=== REQUIRED TASK ===
Filter these entries so that only lines with the word "this" remain.

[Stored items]
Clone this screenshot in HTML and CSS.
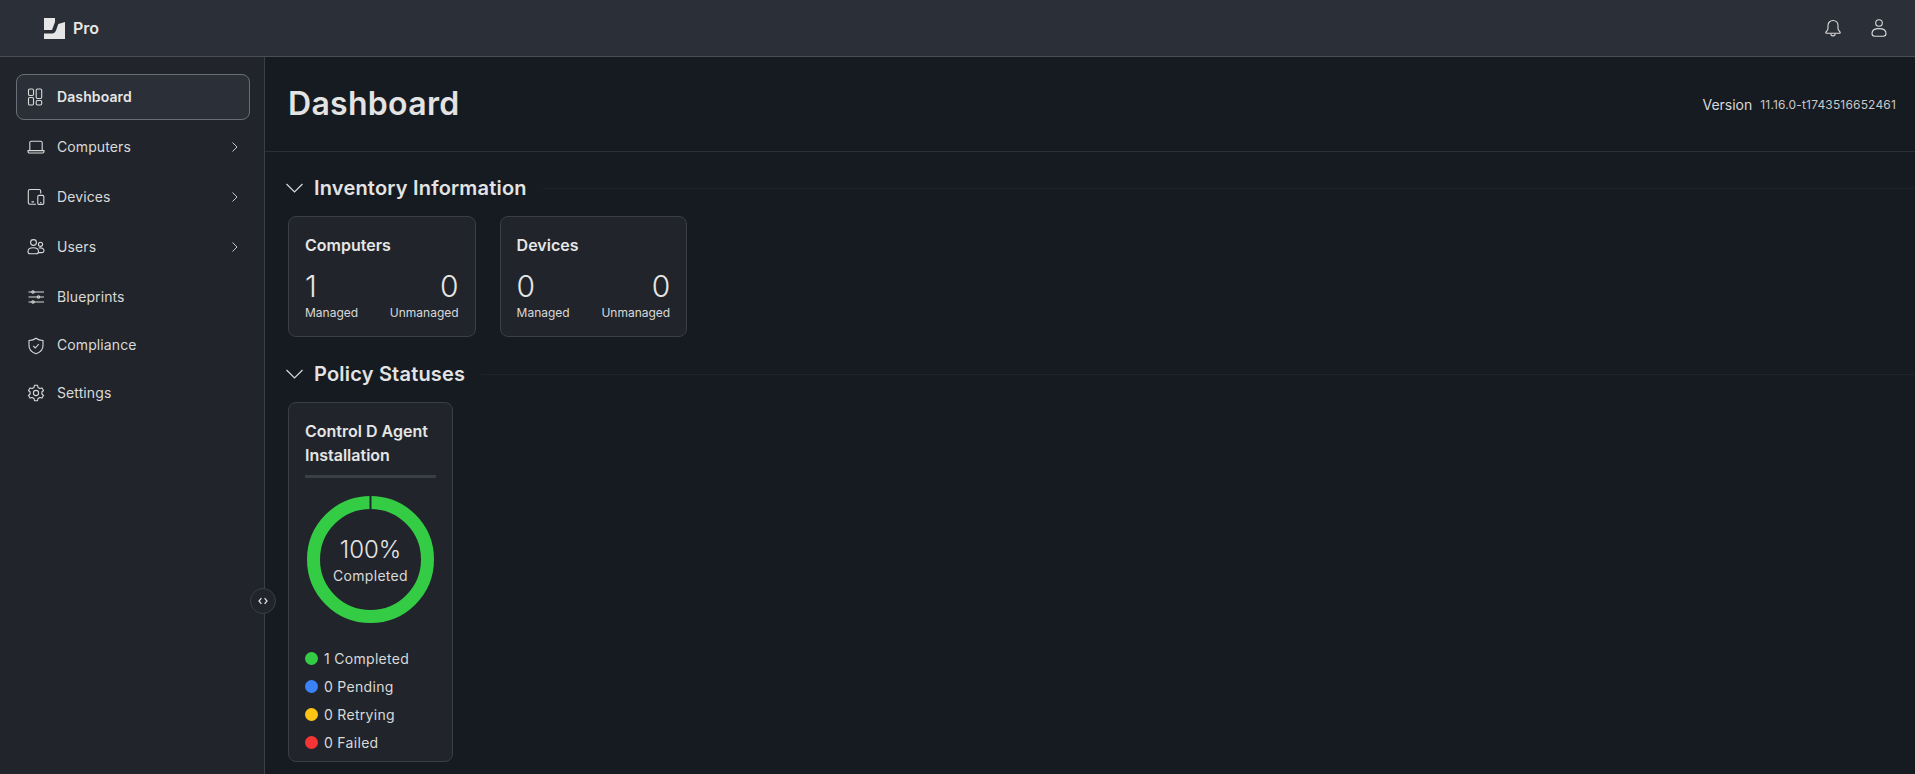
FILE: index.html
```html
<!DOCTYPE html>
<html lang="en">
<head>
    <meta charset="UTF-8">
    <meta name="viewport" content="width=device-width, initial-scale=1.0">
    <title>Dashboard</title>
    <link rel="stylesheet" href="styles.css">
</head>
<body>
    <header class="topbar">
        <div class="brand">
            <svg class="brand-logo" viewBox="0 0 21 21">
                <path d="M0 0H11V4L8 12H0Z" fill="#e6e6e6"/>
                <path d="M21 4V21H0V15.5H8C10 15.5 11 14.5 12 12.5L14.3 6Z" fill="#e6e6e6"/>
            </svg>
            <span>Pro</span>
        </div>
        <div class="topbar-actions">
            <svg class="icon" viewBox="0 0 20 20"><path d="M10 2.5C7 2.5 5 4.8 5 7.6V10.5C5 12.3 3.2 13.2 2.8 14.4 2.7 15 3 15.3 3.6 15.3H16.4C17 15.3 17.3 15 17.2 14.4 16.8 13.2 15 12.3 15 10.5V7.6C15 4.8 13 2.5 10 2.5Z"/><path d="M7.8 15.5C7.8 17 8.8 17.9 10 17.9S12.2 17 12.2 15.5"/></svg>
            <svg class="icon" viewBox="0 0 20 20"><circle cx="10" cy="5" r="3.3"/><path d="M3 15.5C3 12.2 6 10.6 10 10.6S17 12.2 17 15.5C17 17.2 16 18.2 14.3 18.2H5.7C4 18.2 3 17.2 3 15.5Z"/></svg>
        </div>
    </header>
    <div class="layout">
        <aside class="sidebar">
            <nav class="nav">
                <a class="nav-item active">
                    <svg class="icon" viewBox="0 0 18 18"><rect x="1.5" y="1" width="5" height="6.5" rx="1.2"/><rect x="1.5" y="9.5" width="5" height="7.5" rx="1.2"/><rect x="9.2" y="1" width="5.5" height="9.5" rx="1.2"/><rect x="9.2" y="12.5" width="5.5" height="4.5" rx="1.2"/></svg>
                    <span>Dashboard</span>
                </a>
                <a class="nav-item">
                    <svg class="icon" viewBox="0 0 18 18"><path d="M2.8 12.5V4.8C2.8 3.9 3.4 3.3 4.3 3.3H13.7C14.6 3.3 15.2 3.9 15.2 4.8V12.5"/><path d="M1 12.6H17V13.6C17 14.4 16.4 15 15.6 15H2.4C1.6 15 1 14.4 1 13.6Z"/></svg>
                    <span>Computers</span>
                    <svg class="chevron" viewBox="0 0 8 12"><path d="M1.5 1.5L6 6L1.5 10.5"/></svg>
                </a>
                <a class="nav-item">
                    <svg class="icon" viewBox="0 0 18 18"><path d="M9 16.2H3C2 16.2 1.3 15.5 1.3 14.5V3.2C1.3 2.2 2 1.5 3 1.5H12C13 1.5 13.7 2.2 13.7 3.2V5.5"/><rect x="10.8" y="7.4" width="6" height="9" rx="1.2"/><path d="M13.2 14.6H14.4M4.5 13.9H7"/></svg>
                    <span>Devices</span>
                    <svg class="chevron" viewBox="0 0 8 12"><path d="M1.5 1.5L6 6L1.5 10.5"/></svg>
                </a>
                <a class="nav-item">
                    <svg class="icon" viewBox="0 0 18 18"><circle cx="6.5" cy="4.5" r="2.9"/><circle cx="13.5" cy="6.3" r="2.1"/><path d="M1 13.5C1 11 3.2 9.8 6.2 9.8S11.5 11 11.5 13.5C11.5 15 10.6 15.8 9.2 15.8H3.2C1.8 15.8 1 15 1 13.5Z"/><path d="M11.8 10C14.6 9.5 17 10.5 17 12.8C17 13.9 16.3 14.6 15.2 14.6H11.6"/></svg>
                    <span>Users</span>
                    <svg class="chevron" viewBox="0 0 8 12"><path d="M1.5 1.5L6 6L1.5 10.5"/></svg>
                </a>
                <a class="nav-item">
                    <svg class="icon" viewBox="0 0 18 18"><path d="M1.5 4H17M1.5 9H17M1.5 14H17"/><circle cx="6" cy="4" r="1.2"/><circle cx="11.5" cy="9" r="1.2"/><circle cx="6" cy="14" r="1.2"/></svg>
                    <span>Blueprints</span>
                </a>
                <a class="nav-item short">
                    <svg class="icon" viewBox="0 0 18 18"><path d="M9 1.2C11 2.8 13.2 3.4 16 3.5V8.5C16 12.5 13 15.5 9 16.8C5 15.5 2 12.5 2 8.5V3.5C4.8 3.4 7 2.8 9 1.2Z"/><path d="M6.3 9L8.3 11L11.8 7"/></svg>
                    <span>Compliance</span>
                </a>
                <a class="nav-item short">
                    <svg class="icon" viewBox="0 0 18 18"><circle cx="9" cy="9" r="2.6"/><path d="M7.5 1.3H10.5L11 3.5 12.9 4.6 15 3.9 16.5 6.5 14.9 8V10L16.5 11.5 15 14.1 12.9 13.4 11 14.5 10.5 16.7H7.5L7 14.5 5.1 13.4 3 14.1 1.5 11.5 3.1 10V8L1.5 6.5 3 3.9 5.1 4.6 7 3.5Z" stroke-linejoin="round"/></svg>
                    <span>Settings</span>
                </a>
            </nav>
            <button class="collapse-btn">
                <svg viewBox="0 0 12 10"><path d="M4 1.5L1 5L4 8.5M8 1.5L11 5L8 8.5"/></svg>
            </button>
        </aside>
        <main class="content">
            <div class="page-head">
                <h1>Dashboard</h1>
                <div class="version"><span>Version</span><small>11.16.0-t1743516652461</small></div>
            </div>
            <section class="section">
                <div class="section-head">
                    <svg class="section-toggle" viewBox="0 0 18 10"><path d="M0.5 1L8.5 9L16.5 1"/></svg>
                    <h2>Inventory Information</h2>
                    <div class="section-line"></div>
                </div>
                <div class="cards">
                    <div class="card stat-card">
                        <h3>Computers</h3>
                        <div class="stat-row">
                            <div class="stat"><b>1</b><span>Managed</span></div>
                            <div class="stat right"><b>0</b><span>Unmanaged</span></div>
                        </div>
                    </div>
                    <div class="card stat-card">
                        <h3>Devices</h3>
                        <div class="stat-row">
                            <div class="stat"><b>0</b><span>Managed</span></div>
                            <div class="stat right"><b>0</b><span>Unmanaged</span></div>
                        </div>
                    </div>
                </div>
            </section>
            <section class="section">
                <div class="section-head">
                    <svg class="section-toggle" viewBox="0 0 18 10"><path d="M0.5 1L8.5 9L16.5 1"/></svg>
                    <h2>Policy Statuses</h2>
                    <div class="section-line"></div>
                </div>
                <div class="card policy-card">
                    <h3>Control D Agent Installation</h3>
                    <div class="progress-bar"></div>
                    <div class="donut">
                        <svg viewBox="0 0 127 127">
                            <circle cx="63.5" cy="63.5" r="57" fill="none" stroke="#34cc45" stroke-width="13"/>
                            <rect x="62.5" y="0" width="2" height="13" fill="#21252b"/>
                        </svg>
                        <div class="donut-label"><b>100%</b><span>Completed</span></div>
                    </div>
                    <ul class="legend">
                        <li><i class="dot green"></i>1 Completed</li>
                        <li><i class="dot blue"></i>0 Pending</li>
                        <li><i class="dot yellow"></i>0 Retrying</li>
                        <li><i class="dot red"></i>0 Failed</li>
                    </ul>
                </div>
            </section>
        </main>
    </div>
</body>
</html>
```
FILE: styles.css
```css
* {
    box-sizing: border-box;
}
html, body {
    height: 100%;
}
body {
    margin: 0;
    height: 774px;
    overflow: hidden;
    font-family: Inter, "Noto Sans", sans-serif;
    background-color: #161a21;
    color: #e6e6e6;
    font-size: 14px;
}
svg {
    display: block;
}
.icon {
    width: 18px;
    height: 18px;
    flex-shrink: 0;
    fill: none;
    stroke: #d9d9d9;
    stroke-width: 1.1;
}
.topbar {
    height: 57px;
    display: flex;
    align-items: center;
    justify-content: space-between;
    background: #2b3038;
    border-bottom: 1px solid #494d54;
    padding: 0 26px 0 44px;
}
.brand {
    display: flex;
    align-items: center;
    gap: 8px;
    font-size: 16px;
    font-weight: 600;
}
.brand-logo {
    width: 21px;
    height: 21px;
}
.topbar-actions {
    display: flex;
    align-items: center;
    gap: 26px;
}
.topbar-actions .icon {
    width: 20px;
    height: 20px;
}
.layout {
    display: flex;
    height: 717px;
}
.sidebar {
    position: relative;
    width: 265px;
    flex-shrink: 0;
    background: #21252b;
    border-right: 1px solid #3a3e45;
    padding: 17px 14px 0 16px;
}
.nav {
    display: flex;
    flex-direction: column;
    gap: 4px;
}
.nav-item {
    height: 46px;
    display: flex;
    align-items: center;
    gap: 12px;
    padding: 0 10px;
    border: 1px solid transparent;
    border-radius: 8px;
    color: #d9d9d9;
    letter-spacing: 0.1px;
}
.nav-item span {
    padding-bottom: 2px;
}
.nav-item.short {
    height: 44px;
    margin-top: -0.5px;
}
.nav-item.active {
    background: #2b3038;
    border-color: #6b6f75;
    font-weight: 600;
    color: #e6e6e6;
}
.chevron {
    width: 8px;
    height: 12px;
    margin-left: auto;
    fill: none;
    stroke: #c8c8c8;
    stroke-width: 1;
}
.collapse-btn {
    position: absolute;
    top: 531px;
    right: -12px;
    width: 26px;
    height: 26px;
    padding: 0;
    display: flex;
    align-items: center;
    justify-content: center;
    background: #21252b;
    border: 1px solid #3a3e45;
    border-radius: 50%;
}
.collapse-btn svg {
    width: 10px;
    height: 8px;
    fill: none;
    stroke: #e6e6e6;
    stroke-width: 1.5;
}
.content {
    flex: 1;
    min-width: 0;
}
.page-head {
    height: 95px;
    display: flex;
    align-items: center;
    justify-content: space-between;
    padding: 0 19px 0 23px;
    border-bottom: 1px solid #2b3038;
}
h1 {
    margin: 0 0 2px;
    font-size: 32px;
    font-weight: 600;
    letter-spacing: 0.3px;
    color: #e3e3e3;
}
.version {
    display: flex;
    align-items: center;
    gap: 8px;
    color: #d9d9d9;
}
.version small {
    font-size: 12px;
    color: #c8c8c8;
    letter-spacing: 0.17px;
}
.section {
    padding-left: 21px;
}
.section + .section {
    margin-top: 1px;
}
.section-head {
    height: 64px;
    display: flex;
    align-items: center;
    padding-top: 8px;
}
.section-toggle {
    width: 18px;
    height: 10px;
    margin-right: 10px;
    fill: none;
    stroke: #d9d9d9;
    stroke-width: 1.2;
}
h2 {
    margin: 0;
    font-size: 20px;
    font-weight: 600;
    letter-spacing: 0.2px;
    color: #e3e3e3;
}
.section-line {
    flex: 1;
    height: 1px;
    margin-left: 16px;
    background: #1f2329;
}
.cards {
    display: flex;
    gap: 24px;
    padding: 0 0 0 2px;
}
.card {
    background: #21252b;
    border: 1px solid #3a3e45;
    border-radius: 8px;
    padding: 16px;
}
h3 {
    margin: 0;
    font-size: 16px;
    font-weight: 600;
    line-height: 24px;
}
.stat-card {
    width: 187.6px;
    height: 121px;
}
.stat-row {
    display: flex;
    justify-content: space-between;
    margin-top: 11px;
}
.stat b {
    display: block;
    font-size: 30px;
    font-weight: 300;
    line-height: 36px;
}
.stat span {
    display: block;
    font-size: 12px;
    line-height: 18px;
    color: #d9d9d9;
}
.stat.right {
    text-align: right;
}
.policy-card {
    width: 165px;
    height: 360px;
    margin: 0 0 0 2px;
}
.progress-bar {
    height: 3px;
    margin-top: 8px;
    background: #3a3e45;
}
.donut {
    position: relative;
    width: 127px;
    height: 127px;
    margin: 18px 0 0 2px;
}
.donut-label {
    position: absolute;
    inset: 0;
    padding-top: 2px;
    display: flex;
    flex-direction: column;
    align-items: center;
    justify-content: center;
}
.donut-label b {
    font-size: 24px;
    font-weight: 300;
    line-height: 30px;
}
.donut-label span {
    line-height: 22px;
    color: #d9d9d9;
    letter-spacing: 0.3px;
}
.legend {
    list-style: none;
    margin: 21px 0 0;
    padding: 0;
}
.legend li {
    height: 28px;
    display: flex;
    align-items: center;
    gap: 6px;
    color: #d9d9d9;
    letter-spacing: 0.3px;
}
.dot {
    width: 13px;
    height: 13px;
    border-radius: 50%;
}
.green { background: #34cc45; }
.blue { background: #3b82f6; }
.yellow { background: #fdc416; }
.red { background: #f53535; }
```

==

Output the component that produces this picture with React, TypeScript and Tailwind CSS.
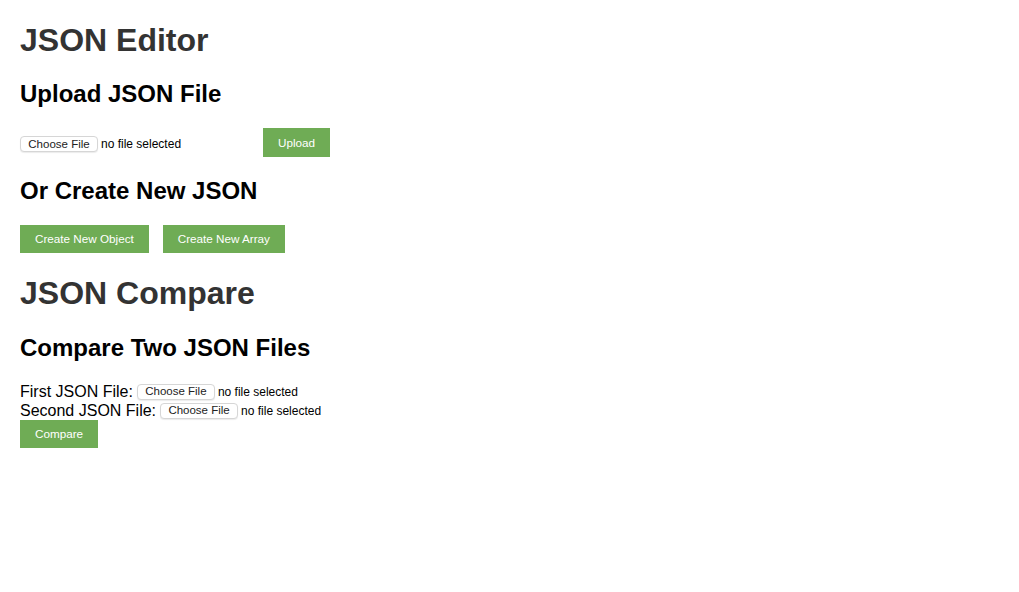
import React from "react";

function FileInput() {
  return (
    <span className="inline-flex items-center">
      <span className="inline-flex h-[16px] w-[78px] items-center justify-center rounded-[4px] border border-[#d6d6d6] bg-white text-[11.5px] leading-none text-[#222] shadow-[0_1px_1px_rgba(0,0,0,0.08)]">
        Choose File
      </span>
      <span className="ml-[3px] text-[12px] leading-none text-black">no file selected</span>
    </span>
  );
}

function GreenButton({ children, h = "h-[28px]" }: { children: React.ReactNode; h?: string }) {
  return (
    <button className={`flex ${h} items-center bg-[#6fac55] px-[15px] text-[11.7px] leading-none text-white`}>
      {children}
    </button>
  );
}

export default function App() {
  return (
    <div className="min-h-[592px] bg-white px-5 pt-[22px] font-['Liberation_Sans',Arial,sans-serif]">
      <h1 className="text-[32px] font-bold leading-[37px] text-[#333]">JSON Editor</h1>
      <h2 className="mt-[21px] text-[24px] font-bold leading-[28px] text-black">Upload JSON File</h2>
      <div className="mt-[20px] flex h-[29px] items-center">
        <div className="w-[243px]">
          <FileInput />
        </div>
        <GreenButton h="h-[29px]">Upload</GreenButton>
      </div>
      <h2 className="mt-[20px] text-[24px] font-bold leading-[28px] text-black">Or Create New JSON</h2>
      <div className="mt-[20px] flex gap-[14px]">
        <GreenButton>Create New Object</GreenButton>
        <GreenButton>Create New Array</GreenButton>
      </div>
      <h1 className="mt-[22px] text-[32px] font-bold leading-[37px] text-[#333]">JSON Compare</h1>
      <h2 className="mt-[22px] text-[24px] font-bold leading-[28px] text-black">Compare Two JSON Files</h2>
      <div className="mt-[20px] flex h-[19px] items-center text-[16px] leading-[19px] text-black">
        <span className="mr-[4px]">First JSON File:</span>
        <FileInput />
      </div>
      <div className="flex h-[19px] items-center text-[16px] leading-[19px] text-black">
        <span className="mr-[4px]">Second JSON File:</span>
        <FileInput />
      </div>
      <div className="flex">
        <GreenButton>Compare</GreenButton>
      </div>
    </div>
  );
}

=== WRITTEN RESPONSE ===
Clone this screenshot in HTML and CSS.
Output the component that produces this picture with React, TypeScript and Tailwind CSS.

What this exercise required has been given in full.